__Stored records__

↓

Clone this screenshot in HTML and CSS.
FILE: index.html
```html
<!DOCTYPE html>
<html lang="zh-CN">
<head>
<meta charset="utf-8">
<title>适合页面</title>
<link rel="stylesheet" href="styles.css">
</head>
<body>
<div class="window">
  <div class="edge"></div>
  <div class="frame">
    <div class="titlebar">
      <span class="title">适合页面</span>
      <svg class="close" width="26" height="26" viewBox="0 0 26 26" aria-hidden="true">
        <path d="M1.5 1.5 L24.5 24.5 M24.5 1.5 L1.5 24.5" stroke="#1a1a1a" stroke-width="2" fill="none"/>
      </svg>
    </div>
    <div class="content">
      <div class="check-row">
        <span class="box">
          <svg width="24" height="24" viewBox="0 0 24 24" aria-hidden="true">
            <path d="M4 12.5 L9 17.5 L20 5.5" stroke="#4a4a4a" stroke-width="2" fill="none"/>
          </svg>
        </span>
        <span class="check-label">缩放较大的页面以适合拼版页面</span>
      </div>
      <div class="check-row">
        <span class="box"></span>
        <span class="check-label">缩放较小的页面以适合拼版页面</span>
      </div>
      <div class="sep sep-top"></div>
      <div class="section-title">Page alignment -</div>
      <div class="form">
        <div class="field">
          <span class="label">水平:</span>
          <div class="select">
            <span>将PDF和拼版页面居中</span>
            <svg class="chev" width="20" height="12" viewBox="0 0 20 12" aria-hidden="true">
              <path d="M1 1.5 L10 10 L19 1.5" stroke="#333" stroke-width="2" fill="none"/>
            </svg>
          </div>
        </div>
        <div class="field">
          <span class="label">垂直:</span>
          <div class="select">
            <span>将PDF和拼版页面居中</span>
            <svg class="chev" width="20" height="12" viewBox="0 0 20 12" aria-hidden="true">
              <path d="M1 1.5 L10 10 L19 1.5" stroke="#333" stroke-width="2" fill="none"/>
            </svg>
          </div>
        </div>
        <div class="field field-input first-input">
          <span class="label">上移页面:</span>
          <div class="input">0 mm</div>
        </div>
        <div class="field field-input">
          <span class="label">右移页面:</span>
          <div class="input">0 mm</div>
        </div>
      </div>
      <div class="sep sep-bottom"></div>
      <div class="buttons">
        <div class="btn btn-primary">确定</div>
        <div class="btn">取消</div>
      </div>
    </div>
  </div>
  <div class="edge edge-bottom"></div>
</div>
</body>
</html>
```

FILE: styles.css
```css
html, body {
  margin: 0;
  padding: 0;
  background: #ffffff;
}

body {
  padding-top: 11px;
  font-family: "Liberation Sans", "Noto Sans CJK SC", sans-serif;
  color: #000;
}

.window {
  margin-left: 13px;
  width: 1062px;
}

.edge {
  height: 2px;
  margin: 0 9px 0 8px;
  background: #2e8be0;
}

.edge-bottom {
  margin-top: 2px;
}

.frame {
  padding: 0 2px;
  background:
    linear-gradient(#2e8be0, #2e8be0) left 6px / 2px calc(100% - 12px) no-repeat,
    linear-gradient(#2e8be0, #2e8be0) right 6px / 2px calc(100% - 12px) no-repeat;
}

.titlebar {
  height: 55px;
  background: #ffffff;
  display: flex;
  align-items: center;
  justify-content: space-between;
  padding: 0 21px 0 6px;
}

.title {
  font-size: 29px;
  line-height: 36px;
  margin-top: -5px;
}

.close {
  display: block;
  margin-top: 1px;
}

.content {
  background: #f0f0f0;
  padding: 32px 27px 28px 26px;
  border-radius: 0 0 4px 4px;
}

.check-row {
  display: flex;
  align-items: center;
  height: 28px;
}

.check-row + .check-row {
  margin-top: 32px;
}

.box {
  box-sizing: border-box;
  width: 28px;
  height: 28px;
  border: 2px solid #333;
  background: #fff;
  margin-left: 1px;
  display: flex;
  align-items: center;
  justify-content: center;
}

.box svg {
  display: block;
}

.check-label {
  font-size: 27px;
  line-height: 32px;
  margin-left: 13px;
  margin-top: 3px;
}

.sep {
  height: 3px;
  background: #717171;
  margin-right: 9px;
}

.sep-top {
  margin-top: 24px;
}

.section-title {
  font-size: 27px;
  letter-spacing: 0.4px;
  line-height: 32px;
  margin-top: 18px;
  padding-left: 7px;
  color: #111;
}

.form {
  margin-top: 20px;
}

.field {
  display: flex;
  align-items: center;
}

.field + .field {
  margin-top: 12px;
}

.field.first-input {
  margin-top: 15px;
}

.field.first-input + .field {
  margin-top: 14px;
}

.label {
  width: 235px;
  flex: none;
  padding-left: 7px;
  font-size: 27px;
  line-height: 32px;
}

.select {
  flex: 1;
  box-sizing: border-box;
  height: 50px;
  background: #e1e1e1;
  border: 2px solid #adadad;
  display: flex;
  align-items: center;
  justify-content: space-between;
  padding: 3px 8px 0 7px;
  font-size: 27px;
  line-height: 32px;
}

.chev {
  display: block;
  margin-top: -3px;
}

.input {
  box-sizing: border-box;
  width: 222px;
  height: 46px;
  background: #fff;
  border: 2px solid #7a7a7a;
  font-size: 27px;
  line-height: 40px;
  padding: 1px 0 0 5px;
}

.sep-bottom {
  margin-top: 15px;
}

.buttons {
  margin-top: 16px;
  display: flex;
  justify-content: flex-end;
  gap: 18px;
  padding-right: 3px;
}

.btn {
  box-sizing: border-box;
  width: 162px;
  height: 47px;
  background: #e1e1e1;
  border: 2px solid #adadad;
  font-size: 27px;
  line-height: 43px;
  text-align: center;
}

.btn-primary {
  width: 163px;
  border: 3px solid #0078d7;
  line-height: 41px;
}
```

↑
↓

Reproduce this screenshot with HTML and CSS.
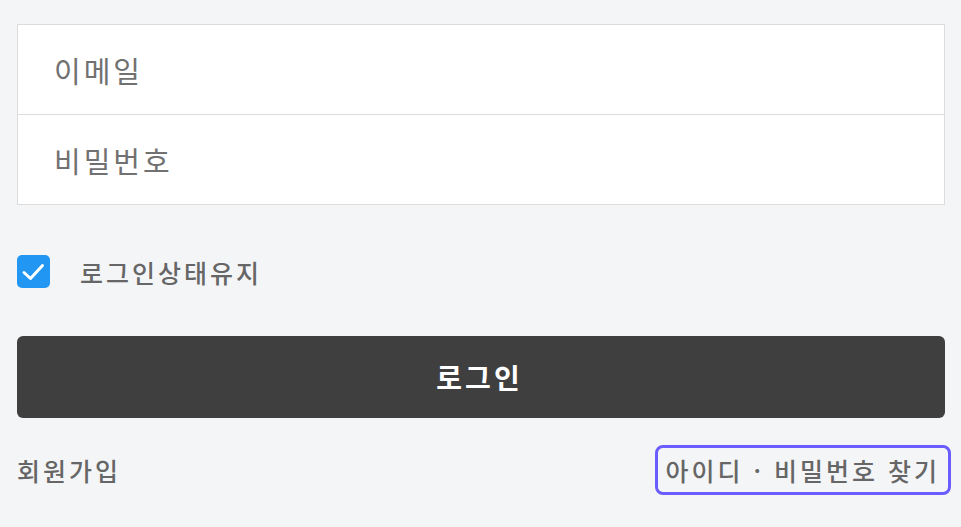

↑

__Goal of the exercise__
Which lines in the data above contain "this"? Show each one.

__Response__
Clone this screenshot in HTML and CSS.
Reproduce this screenshot with HTML and CSS.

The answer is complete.